Performance tests were performed early on to ensure that the overhead of using the DMAPI was acceptable. Of particular concern was the rate at which the filesystem could be scanned to locate candidates for migration. If this rate is too low, then it would not be possible to keep up with a reasonable rate of creation of new files on the filesystem. The measured rate of roughly 13,000 files/second on the SGI 4xR1000 CPU Power Challenge machine was deemed to be sufficiently fast for this work.
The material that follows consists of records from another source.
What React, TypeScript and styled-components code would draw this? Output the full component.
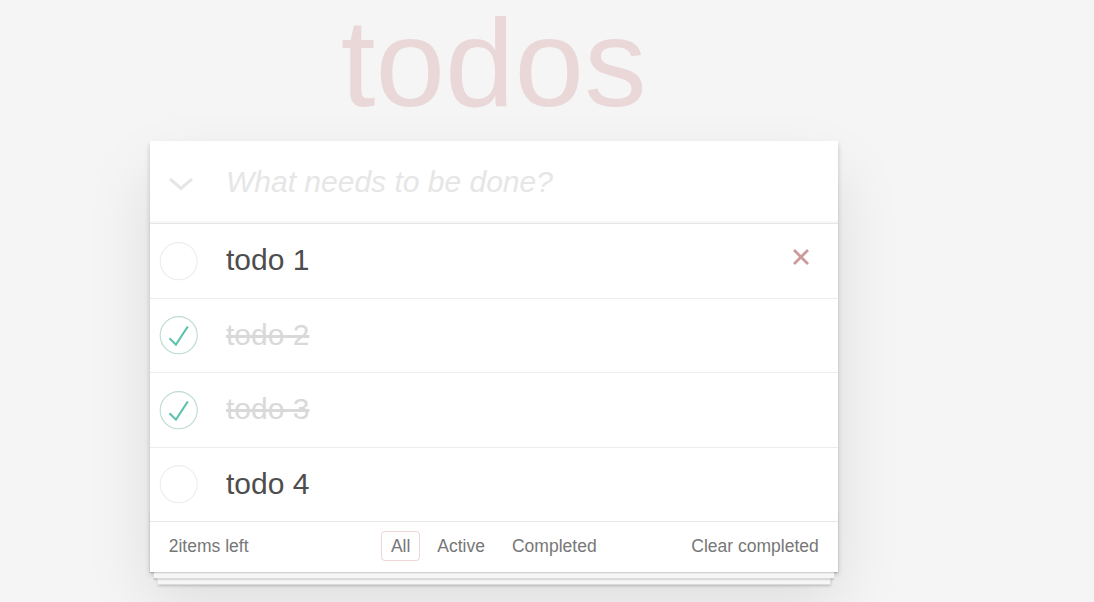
import React, { useState } from 'react'
import styled, { createGlobalStyle } from 'styled-components'

const GlobalStyle = createGlobalStyle`
    html, body {
        margin: 0;
        padding: 0;
    }
    body {
        background: #f5f5f5;
        color: #4d4d4d;
        font-family: 'Liberation Sans', Arial, sans-serif;
        font-size: 17.5px;
        line-height: 24.5px;
        -webkit-font-smoothing: antialiased;
    }
`

const Page = styled.div`
    width: 687.5px;
    margin: 0 0 0 150px;
    padding-bottom: 30px;
`

const Title = styled.h1`
    margin: 0 0 16px;
    height: 125px;
    line-height: 125px;
    font-size: 125px;
    font-weight: 100;
    text-align: center;
    color: rgba(175, 47, 47, 0.15);
`

const Card = styled.section`
    position: relative;
    background: #fff;
    box-shadow: 0 2.5px 5px 0 rgba(0, 0, 0, 0.2), 0 31px 62px 0 rgba(0, 0, 0, 0.1);
`

const Header = styled.header`
    display: flex;
    align-items: center;
    height: 82px;
    box-shadow: inset 0 -2px 1px rgba(0, 0, 0, 0.03);
`

const ToggleAll = styled.div`
    width: 75px;
    flex: none;
    display: flex;
    padding: 4px 0 0 18px;
    box-sizing: border-box;
`

const NewTodo = styled.input`
    flex: 1;
    border: none;
    outline: none;
    background: transparent;
    padding: 0 0 0 1px;
    font-family: inherit;
    font-size: 30px;
    line-height: 42px;
    color: #4d4d4d;
    &::placeholder {
        font-style: italic;
        color: #e6e6e6;
    }
`

const List = styled.ul`
    margin: 0;
    padding: 0;
    list-style: none;
    border-top: 1.25px solid #e6e6e6;
`

const Row = styled.li`
    display: flex;
    align-items: center;
    border-bottom: 1.25px solid #ededed;
    &:last-child {
        border-bottom: none;
    }
`

const Toggle = styled.div`
    width: 75px;
    flex: none;
    display: flex;
    cursor: pointer;
`

const Label = styled.label<{ $done: boolean }>`
    flex: 1;
    font-size: 30px;
    line-height: 36px;
    padding: 18px 0 19.5px 1px;
    color: ${(p) => (p.$done ? '#d9d9d9' : '#4d4d4d')};
    text-decoration: ${(p) => (p.$done ? 'line-through' : 'none')};
`

const Destroy = styled.button`
    display: flex;
    align-items: center;
    justify-content: center;
    width: 50px;
    height: 50px;
    margin: 0 12px 7px 0;
    padding: 0;
    border: none;
    background: none;
    cursor: pointer;
`

const Footer = styled.footer`
    position: relative;
    display: grid;
    grid-template-columns: 1fr auto 1fr;
    align-items: center;
    height: 25px;
    padding: 12px 18.75px 13px;
    color: #777;
    line-height: 25px;
    border-top: 1.25px solid #e6e6e6;
    &::before {
        content: '';
        position: absolute;
        right: 0;
        bottom: 0;
        left: 0;
        height: 62px;
        box-shadow: 0 1.25px 1.25px rgba(0, 0, 0, 0.2), 0 10px 0 -3.75px #f6f6f6,
            0 11.25px 1.25px -3.75px rgba(0, 0, 0, 0.2), 0 20px 0 -7.5px #f6f6f6,
            0 21.25px 2.5px -7.5px rgba(0, 0, 0, 0.2);
        pointer-events: none;
    }
`

const Count = styled.span`
    justify-self: start;
`

const Filters = styled.ul`
    margin: 0;
    padding: 0;
    list-style: none;
    text-align: center;
`

const Filter = styled.li`
    display: inline;
`

const FilterLink = styled.a<{ $selected: boolean }>`
    color: inherit;
    margin: 3.75px;
    padding: 3.75px 8.75px;
    text-decoration: none;
    border: 1.25px solid ${(p) => (p.$selected ? 'rgba(175, 47, 47, 0.2)' : 'transparent')};
    border-radius: 3.75px;
    cursor: pointer;
`

const Clear = styled.span`
    justify-self: end;
    cursor: pointer;
`

const Chevron = () => (
    <svg width="26" height="14" viewBox="0 0 26 14">
        <polyline points="2,2 13,11.5 24,2" fill="none" stroke="#e6e6e6" strokeWidth="3" />
    </svg>
)

const Cross = () => (
    <svg width="18" height="18" viewBox="0 0 18 18">
        <path d="M2 2L16 16M16 2L2 16" stroke="#cc9a9a" strokeWidth="2.8" />
    </svg>
)

const Check = ({ done }: { done: boolean }) => (
    <svg width="50" height="50" viewBox="-10 -18 100 135">
        <circle cx="50" cy="50" r="50" fill="none" stroke={done ? '#bddad5' : '#ededed'} strokeWidth="3" />
        {done && <path fill="#5dc2af" d="M72 25L42 71 27 56l-4 4 20 20 34-52z" />}
    </svg>
)

const initial = [
    { id: 1, title: 'todo 1', done: false },
    { id: 2, title: 'todo 2', done: true },
    { id: 3, title: 'todo 3', done: true },
    { id: 4, title: 'todo 4', done: false },
]

export default function App() {
    const [todos, setTodos] = useState(initial)
    const [filter, setFilter] = useState('All')
    const left = todos.filter((t) => !t.done).length

    const toggle = (id: number) =>
        setTodos(todos.map((t) => (t.id === id ? { ...t, done: !t.done } : t)))
    const remove = (id: number) => setTodos(todos.filter((t) => t.id !== id))

    return (
        <>
            <GlobalStyle />
            <Page>
                <Title>todos</Title>
                <Card>
                    <Header>
                        <ToggleAll>
                            <Chevron />
                        </ToggleAll>
                        <NewTodo placeholder="What needs to be done?" />
                    </Header>
                    <List>
                        {todos.map((t) => (
                            <Row key={t.id}>
                                <Toggle onClick={() => toggle(t.id)}>
                                    <Check done={t.done} />
                                </Toggle>
                                <Label $done={t.done}>{t.title}</Label>
                                {t.id === 1 && (
                                    <Destroy onClick={() => remove(t.id)} aria-label="Delete">
                                        <Cross />
                                    </Destroy>
                                )}
                            </Row>
                        ))}
                    </List>
                    <Footer>
                        <Count>{left}items left</Count>
                        <Filters>
                            {['All', 'Active', 'Completed'].map((f) => (
                                <Filter key={f}>
                                    <FilterLink $selected={filter === f} onClick={() => setFilter(f)}>
                                        {f}
                                    </FilterLink>
                                </Filter>
                            ))}
                        </Filters>
                        <Clear>Clear completed</Clear>
                    </Footer>
                </Card>
            </Page>
        </>
    )
}
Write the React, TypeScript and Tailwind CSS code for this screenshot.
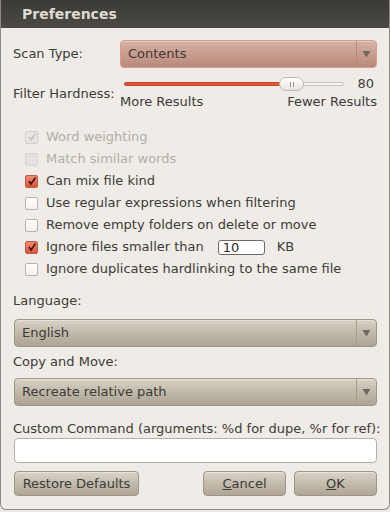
import { useState } from "react";

const font = { fontFamily: '"DejaVu Sans", "Liberation Sans", sans-serif' };

function Arrow() {
  return (
    <svg width="9" height="8" viewBox="0 0 9 8">
      <path d="M0.5 1 L8.5 1 L4.5 7.5 Z" fill="#6e6a62" />
    </svg>
  );
}

function Combo({ value, hot }: { value: string; hot?: boolean }) {
  const box = hot
    ? "border-[#d99a90] bg-gradient-to-b from-[#d6b2a5] via-[#c99d8e] to-[#b98a7b]"
    : "border-[#9d9688] bg-gradient-to-b from-[#d9d3c8] via-[#c0b8a9] to-[#ada494]";
  return (
    <div className={`flex h-[28px] items-center rounded-[4px] border ${box} shadow-[inset_0_1px_0_rgba(255,255,255,0.35)]`}>
      <span className="flex-1 pl-[7px] text-[#3c3b37]">{value}</span>
      <span className={`flex h-full w-[20px] items-center justify-center border-l ${hot ? "border-[#b48a7e]" : "border-[#a49c8d]"}`}>
        <Arrow />
      </span>
    </div>
  );
}

function Check({ checked, disabled }: { checked?: boolean; disabled?: boolean }) {
  if (checked) {
    return (
      <span
        className={`flex h-[13px] w-[13px] items-center justify-center rounded-[2px] border ${
          disabled ? "border-[#d3cfc9] bg-[#e9e6e2]" : "border-[#c85a45] bg-gradient-to-b from-[#f08a70] to-[#d9543c]"
        }`}
      >
        <svg width="10" height="10" viewBox="0 0 10 10">
          <path d="M2 5 L4 8 L8.5 1.5" fill="none" stroke={disabled ? "#c5c1ba" : "#3a1a14"} strokeWidth="1.6" />
        </svg>
      </span>
    );
  }
  return (
    <span
      className={`h-[13px] w-[13px] rounded-[2px] border ${
        disabled ? "border-[#d8d4ce] bg-[#e6e3de]" : "border-[#b9b4ad] bg-gradient-to-b from-white to-[#f3f1ee]"
      }`}
    />
  );
}

function Button({ children, className = "" }: { children: React.ReactNode; className?: string }) {
  return (
    <button className={`flex h-[25px] items-center justify-center rounded-[4px] border border-[#9d9688] bg-gradient-to-b from-[#d9d3c8] via-[#c3bbad] to-[#afa696] text-[#3c3b37] shadow-[inset_0_1px_0_rgba(255,255,255,0.4)] ${className}`}>
      {children}
    </button>
  );
}

export default function App() {
  const [size, setSize] = useState("10");
  const rows = [
    { label: "Word weighting", checked: true, disabled: true },
    { label: "Match similar words", disabled: true },
    { label: "Can mix file kind", checked: true },
    { label: "Use regular expressions when filtering" },
    { label: "Remove empty folders on delete or move" },
    { label: "Ignore files smaller than", checked: true, input: true },
    { label: "Ignore duplicates hardlinking to the same file" },
  ];

  return (
    <div style={font} className="h-[512px] w-[390px] bg-[#ece8e4] text-[13px] text-[#3c3b37]">
      <div className="flex h-[510px] flex-col overflow-hidden rounded-b-[6px] border border-t-0 border-[#8e8a83] bg-[#efebe7]">
        <div className="flex h-[28px] shrink-0 items-center bg-gradient-to-b from-[#3b3a36] to-[#4b4a45] pl-[21px] text-[14px] font-bold text-[#dfdbd2]">
          Preferences
        </div>

        <div className="flex flex-col px-[12px]">
          <div className="mt-[12px] flex items-center">
            <span className="w-[107px]">Scan Type:</span>
            <div className="flex-1">
              <Combo value="Contents" hot />
            </div>
          </div>

          <div className="mt-[8px] flex">
            <span className="mt-[8px] w-[107px] whitespace-nowrap">Filter Hardness:</span>
            <div className="flex flex-1 flex-col">
              <div className="flex h-[16px] items-center">
                <div className="relative ml-[4px] h-[16px] w-[220px]">
                  <div className="absolute left-0 right-0 top-[6px] h-[4px] rounded-full border border-[#c9c4bd] bg-[#f7f5f2]" />
                  <div className="absolute left-0 top-[6px] h-[4px] w-[160px] rounded-full border border-[#c2472f] bg-[#e5573a]" />
                  <div className="absolute left-[155px] top-[1px] flex h-[14px] w-[25px] items-center justify-center gap-[2px] rounded-full border border-[#bdb8b0] bg-gradient-to-b from-white to-[#e7e4df]">
                    <span className="h-[5px] w-px bg-[#9a958d]" />
                    <span className="h-[5px] w-px bg-[#9a958d]" />
                  </div>
                </div>
                <span className="ml-auto mr-[3px]">80</span>
              </div>
              <div className="mt-[1px] flex justify-between leading-[18px]">
                <span>More Results</span>
                <span>Fewer Results</span>
              </div>
            </div>
          </div>

          <div className="mt-[15px] flex flex-col pl-[12px]">
            {rows.map((r) => (
              <div key={r.label} className="flex h-[22px] items-center gap-[8px]">
                <Check checked={r.checked} disabled={r.disabled} />
                <span className={r.disabled ? "text-[#b3aea6]" : ""}>{r.label}</span>
                {r.input && (
                  <>
                    <input
                      value={size}
                      onChange={(e) => setSize(e.target.value)}
                      className="ml-[6px] h-[15px] w-[47px] rounded-[3px] border border-[#6f6b64] bg-white px-[4px] leading-[14px] text-[#2b2a27] outline-none"
                    />
                    <span className="ml-[4px]">KB</span>
                  </>
                )}
              </div>
            ))}
          </div>

          <div className="mt-[12px] leading-[18px]">Language:</div>
          <div className="mt-[9px] ml-px">
            <Combo value="English" />
          </div>
          <div className="mt-[6px] leading-[18px]">Copy and Move:</div>
          <div className="mt-[7px] ml-px">
            <Combo value="Recreate relative path" />
          </div>
          <div className="mt-[14px] whitespace-nowrap leading-[18px]">Custom Command (arguments: %d for dupe, %r for ref):</div>
          <input className="ml-px mt-0 h-[25px] rounded-[4px] border border-[#b4afa7] bg-white outline-none" />

          <div className="ml-px mt-[8px] flex">
            <Button className="w-[125px]">Restore Defaults</Button>
            <Button className="ml-auto w-[83px]">
              <span className="underline">C</span>ancel
            </Button>
            <Button className="ml-[8px] w-[83px]">
              <span className="underline">O</span>K
            </Button>
          </div>
        </div>
      </div>
    </div>
  );
}
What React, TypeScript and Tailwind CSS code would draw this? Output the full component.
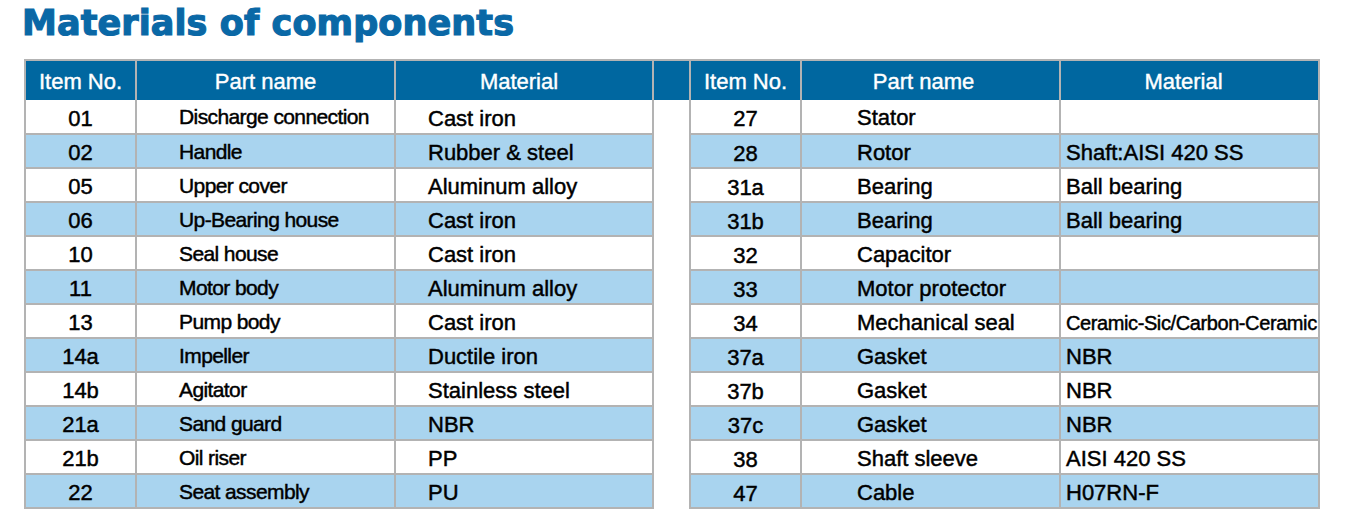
import React from "react";

type Row = [string, string, string];

const left: Row[] = [
  ["01", "Discharge connection", "Cast iron"],
  ["02", "Handle", "Rubber & steel"],
  ["05", "Upper cover", "Aluminum alloy"],
  ["06", "Up-Bearing house", "Cast iron"],
  ["10", "Seal house", "Cast iron"],
  ["11", "Motor body", "Aluminum alloy"],
  ["13", "Pump body", "Cast iron"],
  ["14a", "Impeller", "Ductile iron"],
  ["14b", "Agitator", "Stainless steel"],
  ["21a", "Sand guard", "NBR"],
  ["21b", "Oil riser", "PP"],
  ["22", "Seat assembly", "PU"],
];

const right: Row[] = [
  ["27", "Stator", ""],
  ["28", "Rotor", "Shaft:AISI 420 SS"],
  ["31a", "Bearing", "Ball bearing"],
  ["31b", "Bearing", "Ball bearing"],
  ["32", "Capacitor", ""],
  ["33", "Motor protector", ""],
  ["34", "Mechanical seal", "Ceramic-Sic/Carbon-Ceramic"],
  ["37a", "Gasket", "NBR"],
  ["37b", "Gasket", "NBR"],
  ["37c", "Gasket", "NBR"],
  ["38", "Shaft sleeve", "AISI 420 SS"],
  ["47", "Cable", "H07RN-F"],
];

const cell = "border-2 border-[#b3b3b3] p-0 align-middle";

export default function App() {
  return (
    <div className="w-[1346px] h-[527px] bg-white overflow-hidden font-['Liberation_Sans',Arial,sans-serif] text-black">
      <h1 className="pl-[22px] pt-[3px] h-[59px] font-['DejaVu_Sans',sans-serif] font-bold text-[35px] leading-[40px] text-[#0a68a6] tracking-[0.1px] [-webkit-text-stroke:1.2px_#0a68a6]">
        Materials of components
      </h1>
      <table className="ml-[24px] table-fixed border-collapse">
        <colgroup>
          <col className="w-[111px]" />
          <col className="w-[259px]" />
          <col className="w-[258px]" />
          <col className="w-[37px]" />
          <col className="w-[111px]" />
          <col className="w-[259px]" />
          <col className="w-[259px]" />
        </colgroup>
        <thead>
          <tr className="h-[40px] bg-[#0067a0] text-white text-[22px] [-webkit-text-stroke:0.4px_white]">
            <th className={`${cell} border-b-0 font-normal text-center pt-[2px]`}>Item No.</th>
            <th className={`${cell} border-b-0 font-normal text-center pt-[2px]`}>Part name</th>
            <th className={`${cell} border-b-0 font-normal text-center pt-[2px] pr-[10px]`}>Material</th>
            <th className={`${cell} border-b-0`}></th>
            <th className={`${cell} border-b-0 font-normal text-center pt-[2px]`}>Item No.</th>
            <th className={`${cell} border-b-0 font-normal text-center pt-[2px] pr-[14px]`}>Part name</th>
            <th className={`${cell} border-b-0 font-normal text-center pt-[2px] pr-[12px]`}>Material</th>
          </tr>
        </thead>
        <tbody className="[-webkit-text-stroke:0.45px_black]">
          {left.map((l, i) => {
            const r = right[i];
            const bg = i % 2 === 1 ? "bg-[#a9d4ef]" : "bg-white";
            const top = i === 0 ? "border-t-0" : "";
            return (
              <tr key={i} className="h-[34px] text-[22px] leading-[24px]">
                <td className={`${cell} ${bg} ${top} text-center pt-[4px]`}>{l[0]}</td>
                <td className={`${cell} ${bg} ${top} pl-[42px] pt-[1px] text-[21px] tracking-[-0.6px]`}>{l[1]}</td>
                <td className={`${cell} ${bg} ${top} pl-[32px] pt-[4px]`}>{l[2]}</td>
                <td className="border-x-2 border-y-0 border-[#b3b3b3] bg-white p-0"></td>
                <td className={`${cell} ${bg} ${top} text-center pt-[5px]`}>{r[0]}</td>
                <td className={`${cell} ${bg} ${top} pl-[55px] pt-[3px]`}>{r[1]}</td>
                <td
                  className={`${cell} ${bg} ${top} pl-[5px] pt-[3px] whitespace-nowrap ${
                    r[2].length > 20 ? "text-[20px] tracking-[-0.4px]" : ""
                  }`}
                >
                  {r[2]}
                </td>
              </tr>
            );
          })}
        </tbody>
      </table>
    </div>
  );
}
The prototype software system consisted of four daemons on the SGI, a parent to control three child processes. The children are: an archiver to move files between the data stores, a purge daemon to maintain the amount of freespace by clearing dual-state files and the event loop process which responds to operations on the files (read/write/truncate/delete

We have successfully managed files on a large striped logical volume, maintaining specified level of free space using DMAPI application to handle file events, moving and retrieving files from backend storage on a local tape drive and across HiPPI to one or more CRI systems as archiving back-ends, including the File Archiving machine.